Earlier this week I officially set aside novel #2, working title The Squatters’ Speakeasy, to work on novel #3, which doesn’t really have a working title yet. I’ve been calling it “Wolfie” for reasons that will shortly become apparent.
Over a year ago, Shannon — a protagonist in my Mud of the Place (aka novel #1) and also a major player in Squatters — spotted a dog running through the woods. She followed it, first in her car, then on foot. She caught it as it tried to wriggle through a fence to get to the sheep on the other side, just in time to save it from the owner of the sheep, who was headed in their direction with a rifle in his hand.
I liked the story, not least because the dog, called Wolfie because that’s what he looked like, was clearly based on my Travvy. But despite my best efforts I couldn’t graft it onto Squatters’ Speakeasy. I made a new folder for it, promised to come back, and returned to Squatters.
Squatters was alive, no doubt about that. It sprawled and kept sprawling, tossing up possibilities like — well, like a dog that offers one behavior after another because it doesn’t know what its person wants. I didn’t know what I wanted either.
In early February, I took a break from Squatters to work on an essay about a controversial statue. (See “Get Me Rewrite” for details.) I also started this blog. When I got up in the morning, I couldn’t wait to sit down in my chair and start writing. I finished the essay. I kept going with the blog. Whenever I thought about waking Squatters from its winter snooze, I was overcome by an irresistible urge to play endless games of Spider solitaire.
I’ve been here before. You probably have too. Is this procrastination, pure and simple? I wondered. What’s really going on here?
As I set out on the path that led to The Mud of the Place, looming up ahead was the 40-Page Barrier. It was high. It was wide. It was solid. I’d written essays, reviews, poems, stories, and one-act plays, some of them pretty good and many of them published, but at 40 pages I choked. I was the cartoon character that runs off a cliff and keeps running — till she looks down, realizes the ground has disappeared, and plummets.
Build it scene by scene, I was advised. Brilliant! Scenes were shorter, often lots shorter, than the essays and such that I’d managed to finish. I could write scenes. Scene by scene I left the 40-Page Barrier in the distance. 100 pages, 200 . . .
As I closed in on 300 pages, a supporting character said something I hadn’t suspected. It changed everything. Prospects had been looking grim for Jay, one of my protagonists. With one character’s revelation they improved immensely. OK, I thought. I’ll finish this first draft, I’ll beat the 40-Page Barrier once and for all, then I’ll go back and rewrite.
But I couldn’t. After happily running on air for nearly 300 pages, I looked down and saw how far down the ground was. I didn’t plummet, but I couldn’t keep going either.

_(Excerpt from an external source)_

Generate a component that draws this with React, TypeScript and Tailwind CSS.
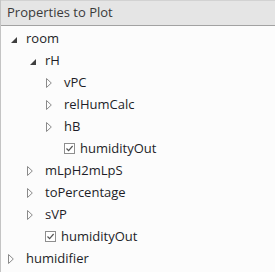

I went back and started rewriting. Thanks to my outspoken character, I noticed things and sensed possibilities I’d missed before. The first 300 pages went much faster this time. I charged forward. I completed a draft that needed plenty of work, sure, but it was still pretty good.
Nevertheless, the standard advice of more experienced writers is Keep going, no matter what! With Procrastination fighting for control of my time, I tried to follow it. But Procrastination was gaining the upper hand.
Then a Facebook friend linked to an article that said procrastination wasn’t all bad. An email from a novelist whose list I’d just joined assured me that writing could and should be fun. And a member of my writers’ group mentioned a paper he’d co-authored about working with survivors of incest and other abuse. I had no idea he’d done this. He had no idea this was a emerging theme in the “Wolfie” manuscript.
These had to be omens. Reassured, I’m running with “Wolfie.” But I’m still nervous. The end is a long way off, and the ground is a long way down. Wish me luck.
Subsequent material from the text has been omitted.